Embedded Beacons as a Challenge for Project Management
Until a few years ago, installing a beacon infrastructure in a building meant installing a lot of small and slightly larger boxes on the walls and ceilings of the building to be equipped. The trend towards embedded beacons – i.e. BLE transmitters or BLS sensors integrated into existing building services such as sockets, access points or lighting – was intended to ensure that interior designers regain control over the aesthetics of the building.
The price is paid by those planners who have not brought everyone together from the very beginning. Because then problems are inevitable. After all, in most cases building services and IT/Telecommunication are organisationally separated as executive elements.
In any case, both are separated from any marketing department, which may be the initiator of the project. This means that in the case of for example a new office building, normally the electricians come first and install their sockets or the lighting, then the IT or the telecommunications provider comes and installs access points. The RTLS provider’s service providers then come and install the beacons and beacon trackers – on the freshly plastered walls.
It would actually make sense for the company as a whole if the electricians were to install the sensor infrastructure in the form of combination devices such as sockets with integrated beacon trackers at the same time. The number of beacon trackers that can be saved is the most relevant cost factor.

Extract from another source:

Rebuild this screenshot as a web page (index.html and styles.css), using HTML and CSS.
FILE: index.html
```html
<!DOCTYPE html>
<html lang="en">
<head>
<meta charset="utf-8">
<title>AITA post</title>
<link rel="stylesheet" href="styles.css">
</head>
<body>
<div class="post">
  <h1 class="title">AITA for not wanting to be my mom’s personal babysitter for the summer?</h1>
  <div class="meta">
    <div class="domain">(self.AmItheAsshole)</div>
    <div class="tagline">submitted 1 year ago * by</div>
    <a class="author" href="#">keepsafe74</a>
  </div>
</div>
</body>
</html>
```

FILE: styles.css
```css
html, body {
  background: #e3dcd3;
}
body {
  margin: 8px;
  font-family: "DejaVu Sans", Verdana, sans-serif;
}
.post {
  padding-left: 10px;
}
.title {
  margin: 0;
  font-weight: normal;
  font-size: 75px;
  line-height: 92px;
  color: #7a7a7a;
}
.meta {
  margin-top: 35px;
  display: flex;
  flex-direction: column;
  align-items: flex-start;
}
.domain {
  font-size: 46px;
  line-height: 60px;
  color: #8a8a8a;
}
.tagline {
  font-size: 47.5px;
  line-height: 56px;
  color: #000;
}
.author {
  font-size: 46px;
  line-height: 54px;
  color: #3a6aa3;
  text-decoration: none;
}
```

Not because the hardware itself would be so expensive, but because the devices require electricity and cables. The rule of thumb is therefore: The more stand-alone Beacon Tracker can be replaced in the infrastructure by embedded devices, the cheaper. However, stand-alone devices cannot be avoided completely if one wants to or has to guarantee the best possible coverage of the building. Especially for access points with built-in BLE sensors, it should be noted that the device has a fundamentally different core task, namely to guarantee a stable WiFi network. Especially in non-residential buildings, access points are therefore often concentrated where many users come together. However, asset tracking or the monitoring of persons with restrictions is dependent on a stable infrastructure in the entire room to be monitored, so that it is often necessary to supplement the sensors installed in access points with stand-alone beacon trackers. In contrast, lighting fixtures as sensor carrier systems have the great advantage that lighting is standard everywhere in a building, at least where people can stay or move. However, questions remain unanswered such as in which organizational unit and to which cost centers the additionally required sensors are booked. If the maintenance is the responsibility of the telecommunications provider or the building services, which unit will ultimately be responsible if the marketing department determines that the proximity solutions are not working as intended.

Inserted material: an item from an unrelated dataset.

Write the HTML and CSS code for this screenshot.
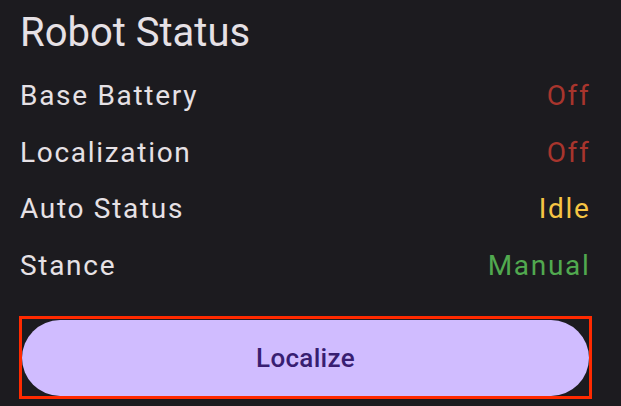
FILE: index.html
```html
<!DOCTYPE html>
<html>
<head>
<meta charset="utf-8">
<link rel="stylesheet" href="styles.css">
</head>
<body>
<div class="panel">
  <h1 class="title">Robot Status</h1>
  <div class="rows">
    <div class="row"><span class="label">Base Battery</span><span class="value off">Off</span></div>
    <div class="row"><span class="label">Localization</span><span class="value off">Off</span></div>
    <div class="row"><span class="label">Auto Status</span><span class="value idle">Idle</span></div>
    <div class="row"><span class="label">Stance</span><span class="value manual">Manual</span></div>
  </div>
  <div class="focus">
    <button class="btn">Localize</button>
  </div>
</div>
</body>
</html>
```
FILE: styles.css
```css
html, body {
  margin: 0;
  padding: 0;
  background: #1c1b1f;
  width: 621px;
  height: 406px;
  overflow: hidden;
}
.panel {
  padding: 9px 30px 0 20px;
  font-family: Roboto, "Noto Sans", sans-serif;
  color: #e6e1e5;
}
.title {
  margin: 0;
  font-size: 40px;
  font-weight: 400;
  line-height: 48px;
}
.rows {
  display: flex;
  flex-direction: column;
  margin-top: 11px;
}
.row {
  display: flex;
  justify-content: space-between;
  align-items: center;
  height: 56.5px;
  font-size: 28px;
  line-height: 56px;
  letter-spacing: 1.7px;
}
.value { margin-right: 0.5px; }
.off { color: #a8352d; }
.idle { color: #f6c544; }
.manual { color: #51a94f; }
.focus {
  margin-top: 22px;
  margin-left: -1px;
  margin-right: -1px;
  border: 3px solid #ff2a00;
  padding: 1px 0 0 0;
}
.btn {
  display: block;
  width: 100%;
  height: 76px;
  border: none;
  border-radius: 38px;
  background: #d0bcff;
  color: #381e72;
  font-family: Roboto, "Noto Sans", sans-serif;
  font-size: 26px;
  font-weight: 500;
  letter-spacing: 0.3px;
}
```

In order to be able to benefit from the advantages of an embedded infrastructure, it is therefore of the utmost importance to include the different trades in the planning process at an early stage, also so that each party has the opportunity to describe its perspective on the overall project and to examine any contract dependencies and supplier ties. This is the only way to avoid unpleasant and expensive surprises. It is clear that a new technology cannot be introduced without distortions and new connections within the organizational structure.